归并排序的思想是把数组一分为二，然后再不断将小数组递归地一分为二下去，经过一系列排序再将它们合并起来。

private static void merge(Comparable[] a, Comparable[] aux, int lo, int mid, int hi) { for (int k = lo; k <= hi; k++) aux[k] = a[k]; int i = lo, j = mid + 1; for (int k = lo; k <= hi; k++) { if (i > mid) a[k] = aux[j++]; else if (j > hi) a[k] = aux[i++]; else if (less(aux[j], aux[i])) a[k] = aux[j++]; else a[k] = aux[i++]; } } private static void sort(Comparable[] a, Comparable[] aux, int lo, int hi) { if (hi <= lo) return; int mid = lo + (hi - lo) / 2; sort(a, aux, lo, mid); sort(a, aux, mid+1, hi); if（!less(a[mid + 1], a[mid])） return; merge(a, aux, lo, mid, hi); } public static void sort(Comparable[] a) { Comparable[] aux = new Comparable[a.length]; sort(a, aux, 0, a.length - 1); }

归并排序可用于大量数据的排序，对于 million 和 billion 级别的数据，插入排序难以完成的任务归并排序可能几分钟就完成了。

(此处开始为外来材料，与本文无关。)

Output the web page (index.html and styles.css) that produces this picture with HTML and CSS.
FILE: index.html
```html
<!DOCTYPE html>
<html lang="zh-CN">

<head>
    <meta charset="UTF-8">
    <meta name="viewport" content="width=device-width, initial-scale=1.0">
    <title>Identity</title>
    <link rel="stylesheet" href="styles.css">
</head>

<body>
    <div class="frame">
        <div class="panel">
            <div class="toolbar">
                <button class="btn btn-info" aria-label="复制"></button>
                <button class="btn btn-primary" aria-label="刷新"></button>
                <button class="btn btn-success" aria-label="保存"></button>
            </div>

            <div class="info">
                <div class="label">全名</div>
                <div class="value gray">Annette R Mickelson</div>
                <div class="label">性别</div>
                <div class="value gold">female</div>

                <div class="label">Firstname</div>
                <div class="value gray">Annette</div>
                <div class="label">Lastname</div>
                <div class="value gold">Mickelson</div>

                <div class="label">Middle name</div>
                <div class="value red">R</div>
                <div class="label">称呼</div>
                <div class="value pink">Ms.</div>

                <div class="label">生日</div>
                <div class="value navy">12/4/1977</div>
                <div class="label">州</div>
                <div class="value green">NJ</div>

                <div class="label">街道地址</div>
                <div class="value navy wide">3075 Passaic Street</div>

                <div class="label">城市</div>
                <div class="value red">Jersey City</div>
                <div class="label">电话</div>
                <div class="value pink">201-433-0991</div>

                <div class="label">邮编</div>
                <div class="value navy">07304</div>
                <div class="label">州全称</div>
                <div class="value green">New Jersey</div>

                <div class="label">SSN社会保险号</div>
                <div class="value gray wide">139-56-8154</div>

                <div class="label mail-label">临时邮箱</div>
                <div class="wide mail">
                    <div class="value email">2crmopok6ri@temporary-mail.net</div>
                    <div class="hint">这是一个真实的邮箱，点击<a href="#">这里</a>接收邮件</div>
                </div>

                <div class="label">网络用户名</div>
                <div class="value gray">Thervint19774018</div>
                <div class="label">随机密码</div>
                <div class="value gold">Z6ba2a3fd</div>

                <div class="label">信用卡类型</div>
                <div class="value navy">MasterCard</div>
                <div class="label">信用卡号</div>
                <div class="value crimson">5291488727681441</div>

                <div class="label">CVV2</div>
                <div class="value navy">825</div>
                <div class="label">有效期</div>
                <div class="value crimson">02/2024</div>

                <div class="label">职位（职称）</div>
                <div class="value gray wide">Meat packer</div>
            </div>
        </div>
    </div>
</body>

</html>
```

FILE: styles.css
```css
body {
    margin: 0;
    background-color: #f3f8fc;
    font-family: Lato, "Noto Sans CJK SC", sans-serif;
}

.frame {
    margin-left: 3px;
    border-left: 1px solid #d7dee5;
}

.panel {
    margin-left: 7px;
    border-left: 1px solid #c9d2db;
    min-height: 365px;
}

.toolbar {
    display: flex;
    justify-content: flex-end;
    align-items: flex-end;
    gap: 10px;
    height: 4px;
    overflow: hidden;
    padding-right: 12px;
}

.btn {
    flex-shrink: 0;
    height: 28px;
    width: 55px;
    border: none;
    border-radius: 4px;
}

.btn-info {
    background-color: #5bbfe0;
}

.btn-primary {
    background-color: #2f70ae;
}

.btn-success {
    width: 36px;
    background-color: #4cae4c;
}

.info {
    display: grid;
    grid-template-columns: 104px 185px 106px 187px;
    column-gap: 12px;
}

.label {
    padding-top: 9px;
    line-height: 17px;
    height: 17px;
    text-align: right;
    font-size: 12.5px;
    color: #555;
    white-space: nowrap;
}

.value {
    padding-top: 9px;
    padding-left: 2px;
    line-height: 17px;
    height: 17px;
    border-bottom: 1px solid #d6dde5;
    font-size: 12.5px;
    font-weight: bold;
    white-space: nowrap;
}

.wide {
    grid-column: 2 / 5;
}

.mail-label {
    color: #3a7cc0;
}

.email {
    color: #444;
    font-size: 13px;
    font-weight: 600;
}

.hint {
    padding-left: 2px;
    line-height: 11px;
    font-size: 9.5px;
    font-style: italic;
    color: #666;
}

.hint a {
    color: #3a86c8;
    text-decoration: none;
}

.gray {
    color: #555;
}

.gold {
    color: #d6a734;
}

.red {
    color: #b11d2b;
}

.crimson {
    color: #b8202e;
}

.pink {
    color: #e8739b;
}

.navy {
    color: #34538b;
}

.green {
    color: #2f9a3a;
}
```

对于 N 个元素，归并排序最多需要 NlgN 次比较和 6NlgN 次对数组的访问，并且要使用 N 个空间的辅助数组。

自底向上的归并排序

我们将归并排序的过程倒过来看，先将数组分为 2 个元素并将所有组排序，再分为 4 个元素并将所有组排序，… ，直到完成排序。

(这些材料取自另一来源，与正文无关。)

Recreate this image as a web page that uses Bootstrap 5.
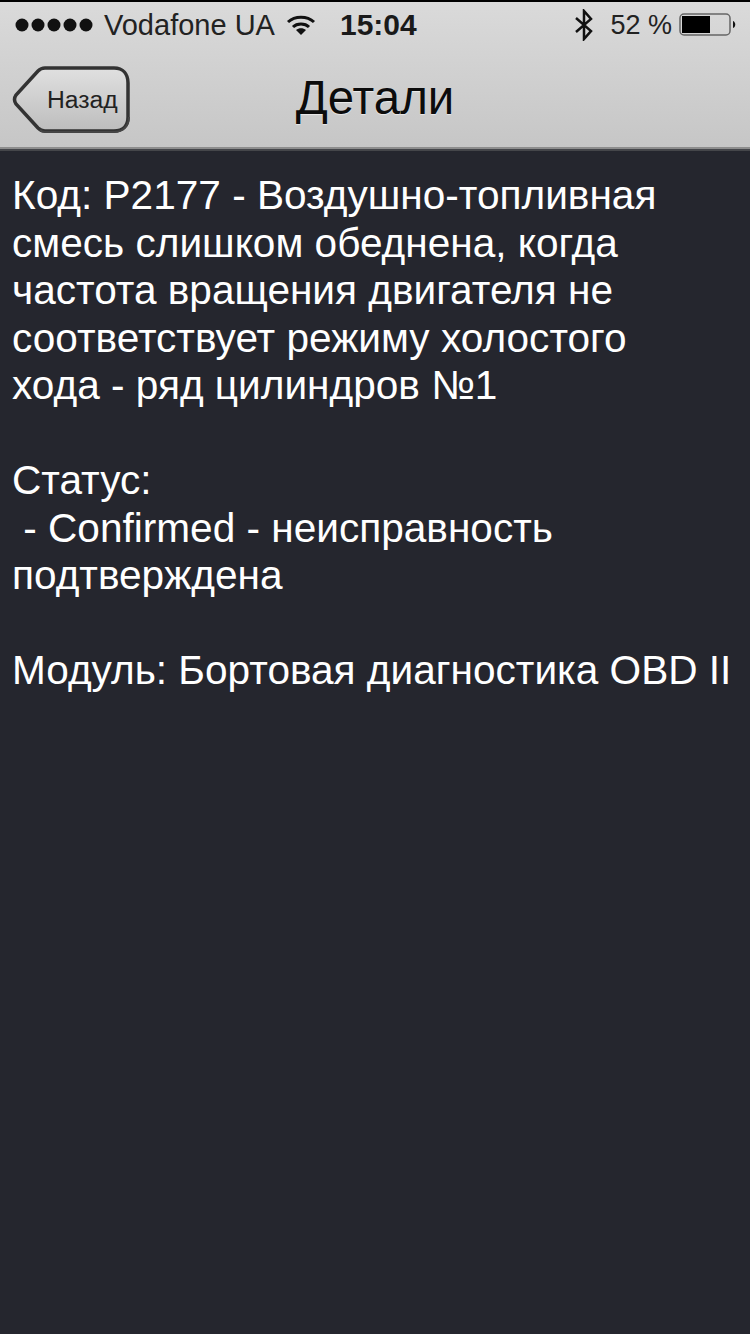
<!DOCTYPE html>
<html lang="ru">
<head>
    <meta charset="UTF-8">
    <title>Детали</title>
    <link href="https://cdn.jsdelivr.net/npm/bootstrap@5.3.0/dist/css/bootstrap.min.css" rel="stylesheet">
    <style>
        html, body { height: 100%; }
        body { background: #25262e; font-family: "Liberation Sans", Arial, sans-serif; color: #fff; overflow: hidden; }
        .top-area { height: 151px; border-top: 2px solid #000; background: linear-gradient(#dadada, #c6c6c6); border-bottom: 2px solid #45464a; box-shadow: inset 0 -2px 0 #8d8d8d; color: #111; }
        .status-row { height: 46px; font-size: 27px; padding-left: 15px; padding-right: 13px; color: #222; }
        .signal-dots { width: 82px; }
        .carrier { margin-left: 7px; width: 182px; font-size: 29px; margin-top: 2px; }
        .wifi-icon { width: 30px; height: 20px; }
        .clock { margin-left: 24px; font-weight: 700; font-size: 30px; color: #1a1a1a; margin-top: -1px; }
        .bt-icon { width: 20px; height: 32px; margin-right: 16px; }
        .percent { margin-right: 7px; }
        .title-row { height: 99px; }
        .back-btn { position: absolute; left: 12px; top: 18px; width: 120px; height: 68px; }
        .back-label { position: absolute; left: 47px; top: 38px; font-size: 24.7px; line-height: 28px; color: #222; }
        .page-title { font-size: 47.4px; line-height: 52px; color: #0c0c0c; text-shadow: 0 1px 1px rgba(255, 255, 255, .6); }
        .detail-text { padding: 21px 12px 0; font-size: 40.6px; line-height: 47.5px; white-space: pre-wrap; }
    </style>
</head>
<body>
    <div class="top-area">
        <div class="status-row d-flex align-items-center">
            <svg class="signal-dots" height="14" viewBox="0 0 82 14">
                <circle cx="7" cy="7" r="6.5" fill="#111"/><circle cx="23" cy="7" r="6.5" fill="#111"/><circle cx="39" cy="7" r="6.5" fill="#111"/><circle cx="55" cy="7" r="6.5" fill="#111"/><circle cx="71" cy="7" r="6.5" fill="#111"/>
            </svg>
            <span class="carrier text-nowrap">Vodafone UA</span>
            <svg class="wifi-icon" viewBox="0 0 30 20" fill="none" stroke="#111" stroke-width="3">
                <path d="M2 7C9 .5 21 .5 28 7"/><path d="M7 12C11 8 19 8 23 12"/><path d="M15 20L10 15C13 12.500 17 12.500 20 15Z" fill="#111" stroke="none"/>
            </svg>
            <span class="clock">15:04</span>
            <span class="ms-auto d-flex align-items-center">
                <svg class="bt-icon" viewBox="0 0 20 32" fill="none" stroke="#111" stroke-width="2.500"><path d="M2 9L17 22L10 30V2L17 10L2 23"/></svg>
                <span class="percent text-nowrap">52 %</span>
                <svg width="58" height="24" viewBox="0 0 58 24">
                    <rect x="1" y="1" width="50" height="21" rx="4" fill="none" stroke="#666" stroke-width="1.500"/>
                    <rect x="3" y="3" width="28" height="17" fill="#000"/>
                    <path d="M54 8C57 9 57 14 54 15Z" fill="#111"/>
                </svg>
            </span>
        </div>
        <div class="title-row position-relative d-flex align-items-center justify-content-center">
            <svg class="back-btn" viewBox="0 0 120 68">
                <defs><linearGradient id="btnFill" x1="0" y1="0" x2="0" y2="1"><stop offset="0" stop-color="#e0e0e0"/><stop offset="1" stop-color="#bdbdbd"/></linearGradient></defs>
                <path d="M33 2H102C111 2 116 8 116 17V51C116 60 111 65 102 65H33C30 65 28 64 26 62L4 38C2 35 2 32 4 29L26 5C28 3 30 2 33 2Z" fill="url(#btnFill)" stroke="#333" stroke-width="3.500"/>
                <path d="M28 64C29 65 31 66 33 66H102C111 66 117 60 117 51" fill="none" stroke="#444" stroke-width="2"/>
            </svg>
            <span class="back-label">Назад</span>
            <span class="page-title">Детали</span>
        </div>
    </div>
    <div class="detail-text">Код: P2177 - Воздушно-топливная
смесь слишком обеднена, когда
частота вращения двигателя не
соответствует режиму холостого
хода - ряд цилиндров №1

Статус:
 - Confirmed - неисправность
подтверждена

Модуль: Бортовая диагностика OBD II</div>
    <script src="https://cdn.jsdelivr.net/npm/bootstrap@5.3.0/dist/js/bootstrap.bundle.min.js"></script>
</body>
</html>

public static void sort(Comparable[] a) { int N = a.length; aux = new Comparable[N]; for (int sz = 1; sz < N; sz = sz + sz) for (int lo = 0; lo < N - sz; lo += sz + sz) merge(a, lo, lo + sz - 1, Math.min(lo+sz+sz-1, N-1)); }

这是一个完全符合工业标准的代码，除了需要额外的存储空间。时间复杂度为 O(NlogN)。

排序规则

我们可以实现 Comparator 接口来为排序算法编写不同的排序规则，以插入排序为例：

public static void sort(Object[] a, Comparator comparator) { int N = a.length; for (int i = 0; i < N; i++) for (int j = i; j > 0 && less(comparator, a[j], a[j-1]); j--) exch(a, j, j - 1); } private static boolean less(Comparator c, Object v, Object w) { return c.compare(v, m) < 0; } private static void exch(Object[] a, int i, int j) { Object swap = a[i]; a[i] = a[j]; a[j] = swap; } public class Student { public static final Comparator<Student> BY_NAME = new ByName(); ... private static class ByName implements Comparator<Student> { public int compare(Student v, Student w) return v.name.compareTo(w.name); } }

然后可以这样使用排序：

Arrays.sort(a, Student.BY_NAME);

使用 Comparator 接口来替代 Comparable 接口的优点就是它支持待排序元素的多种排序规则。

快速排序

快速排序广泛运用于系统排序和其他应用中。它也是一个递归过程，与归并排序不同的是，它先进行操作然后再递归，而不是归并排序先进性递归然后再进行 merge。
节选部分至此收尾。